Torlakson and the California State Board of Education seem unaware of this unfilled need http://www.eqca.org/ocamb-16/—and the fact that a model policy (called for by AB 2246) already exists, created by experts The Trevor Project, the American Foundation for Suicide Prevention, the American School Counselor Association and the National Association of School Psychologists. The 16-page “Model School District Policy on Suicide Prevention: Model Language, Commentary, and Resources,” describes risk factors, protective factors, prevention, best practices, referrals and more.

And then there’s the Education Department and the School Board’s turning a blind eye towards the plight of students or employees who come out while at a religious school they did not realize would discriminate against them for who they are.

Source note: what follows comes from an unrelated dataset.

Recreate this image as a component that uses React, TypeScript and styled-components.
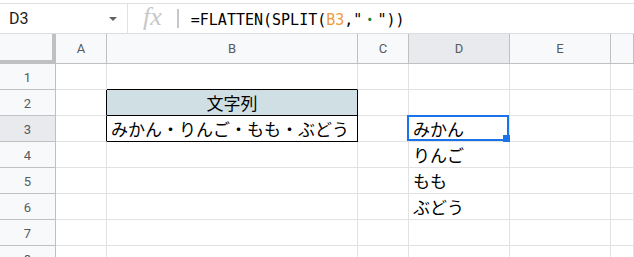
import React from "react";
import styled, { createGlobalStyle } from "styled-components";

const Global = createGlobalStyle`
  html, body { margin: 0; padding: 0; background: #fff; overflow: hidden; }
  #root { width: 634px; height: 257px; }
`;

const Page = styled.div`
  width: 634px;
  height: 257px;
  overflow: hidden;
  padding-top: 3px;
  box-sizing: border-box;
  display: flex;
  flex-direction: column;
  background: #fff;
`;

const FormulaBar = styled.div`
  display: flex;
  align-items: center;
  height: 31px;
  flex: none;
  box-sizing: border-box;
  border-top: 1px solid #e1e1e1;
  border-bottom: 1px solid #dadce0;
`;

const NameBox = styled.div`
  width: 128px;
  height: 100%;
  box-sizing: border-box;
  display: flex;
  align-items: center;
  justify-content: space-between;
  padding: 0 10px 0 9px;
  border-right: 1px solid #e1e1e1;
  font-family: Roboto, "Liberation Sans", sans-serif;
  font-size: 16px;
  color: #202124;
`;

const Caret = styled.span`
  width: 0;
  height: 0;
  border-left: 4px solid transparent;
  border-right: 4px solid transparent;
  border-top: 4px solid #5f6368;
  margin-top: 1px;
`;

const Fx = styled.span`
  margin-left: 15px;
  font-family: "Liberation Serif", serif;
  font-style: italic;
  font-size: 26px;
  color: #c6c8ca;
  line-height: 1;
  margin-top: -3px;
`;

const Bar = styled.span`
  margin-left: 15px;
  width: 2px;
  height: 19px;
  background: #c7c7c7;
`;

const Formula = styled.div`
  margin-left: 12px;
  font-family: "DejaVu Sans Mono", "Noto Sans CJK JP", monospace;
  font-size: 15px;
  color: #000;
  white-space: pre;
`;

const Tok = styled.span<{ $c: string }>`
  color: ${(p) => p.$c};
`;

const Grid = styled.div`
  display: grid;
  grid-template-columns: 56px 51px 251px 51px 101px 101px 1fr;
  grid-template-rows: 30px repeat(8, 26px);
  flex: none;
`;

const Corner = styled.div`
  box-sizing: border-box;
  background: #f8f9fa;
  border-right: 4px solid #c0c0c0;
  border-bottom: 4px solid #c0c0c0;
`;

const ColHead = styled.div<{ $active?: boolean }>`
  box-sizing: border-box;
  background: ${(p) => (p.$active ? "#e8eaed" : "#f8f9fa")};
  border-right: 1px solid #c0c0c0;
  border-bottom: 1px solid #c0c0c0;
  display: flex;
  align-items: center;
  justify-content: center;
  font-family: Roboto, "Liberation Sans", sans-serif;
  font-size: 13px;
  color: #575a5e;
`;

const RowHead = styled(ColHead)`
  padding-top: 1px;
`;

const Cell = styled.div<{
  $bg?: string;
  $rb?: boolean;
  $bb?: boolean;
  $center?: boolean;
}>`
  position: relative;
  box-sizing: border-box;
  background: ${(p) => p.$bg || "#fff"};
  border-right: 1px solid ${(p) => (p.$rb ? "#000" : "#e2e2e2")};
  border-bottom: 1px solid ${(p) => (p.$bb ? "#000" : "#e2e2e2")};
  display: flex;
  align-items: center;
  justify-content: ${(p) => (p.$center ? "center" : "flex-start")};
  padding: 0 4px;
  font-family: "Noto Sans CJK JP", sans-serif;
  font-size: 17px;
  color: #000;
  white-space: nowrap;
`;

const Selection = styled.div`
  position: absolute;
  top: -1px;
  left: -2px;
  right: 0;
  bottom: 0;
  border: 2px solid #1a73e8;
  pointer-events: none;
`;

const Handle = styled.div`
  position: absolute;
  right: -3px;
  bottom: -3px;
  width: 7px;
  height: 7px;
  background: #1a73e8;
`;

type CellDef = {
  text?: string;
  bg?: string;
  rb?: boolean;
  bb?: boolean;
  center?: boolean;
  sel?: boolean;
};

const cols = ["A", "B", "C", "D", "E", ""];

const rows: Record<number, CellDef[]> = {
  1: [{}, { bb: true }, {}, {}, {}, {}],
  2: [{ rb: true }, { text: "文字列", bg: "#d0dfe3", rb: true, bb: true, center: true }, {}, {}, {}, {}],
  3: [{ rb: true }, { text: "みかん・りんご・もも・ぶどう", rb: true, bb: true }, {}, { text: "みかん", sel: true }, {}, {}],
  4: [{}, {}, {}, { text: "りんご" }, {}, {}],
  5: [{}, {}, {}, { text: "もも" }, {}, {}],
  6: [{}, {}, {}, { text: "ぶどう" }, {}, {}],
  7: [{}, {}, {}, {}, {}, {}],
  8: [{}, {}, {}, {}, {}, {}],
};

export default function App() {
  return (
    <>
      <Global />
      <Page>
        <FormulaBar>
          <NameBox>
            <span>D3</span>
            <Caret />
          </NameBox>
          <Fx>fx</Fx>
          <Bar />
          <Formula>
            =FLATTEN(SPLIT(<Tok $c="#f09a3e">B3</Tok>,"<Tok $c="#188038">・</Tok>"))
          </Formula>
        </FormulaBar>
        <Grid>
          <Corner />
          {cols.map((c, i) => (
            <ColHead key={i} $active={c === "D"}>
              {c}
            </ColHead>
          ))}
          {Object.keys(rows).map((k) => {
            const n = Number(k);
            return (
              <React.Fragment key={n}>
                <RowHead $active={n === 3}>{n}</RowHead>
                {rows[n].map((d, i) => (
                  <Cell key={i} $bg={d.bg} $rb={d.rb} $bb={d.bb} $center={d.center}>
                    {d.text}
                    {d.sel && (
                      <Selection>
                        <Handle />
                      </Selection>
                    )}
                  </Cell>
                ))}
              </React.Fragment>
            );
          })}
        </Grid>
      </Page>
    </>
  );
}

Lara’s bill—vociferously opposed by longtime anti-LGBT religious activists—calls for simple transparency. “With SB1146, we shed light on the appalling discriminatory practices LGBT students face at private religious universities in California,” Lara said in an email. “No university should have a license to discriminate, especially those receiving state funds. That’s why I will update my bill to ensure that Title 9 universities disclose their exempt status publicly and require that universities notify the California Student Aid Commission if a student has been expelled due to their moral conduct clauses. As a gay Catholic man, nobody can dictate how I worship or practice my religion. These provisions represent critical first steps in the ongoing efforts to protect students from discrimination for living their truths or loving openly.”

But none of these issues appear to be on the agenda forThursday’s meeting of the California State Board of Education, which is meeting to revise their accountability process. After three decades of trying to achieve equal and compassionate treatment from those responsible for forming and enforcing fair school policy, when will state officials go beyond nice-sounding rhetoric and actually be accountable to LGBT students and employees?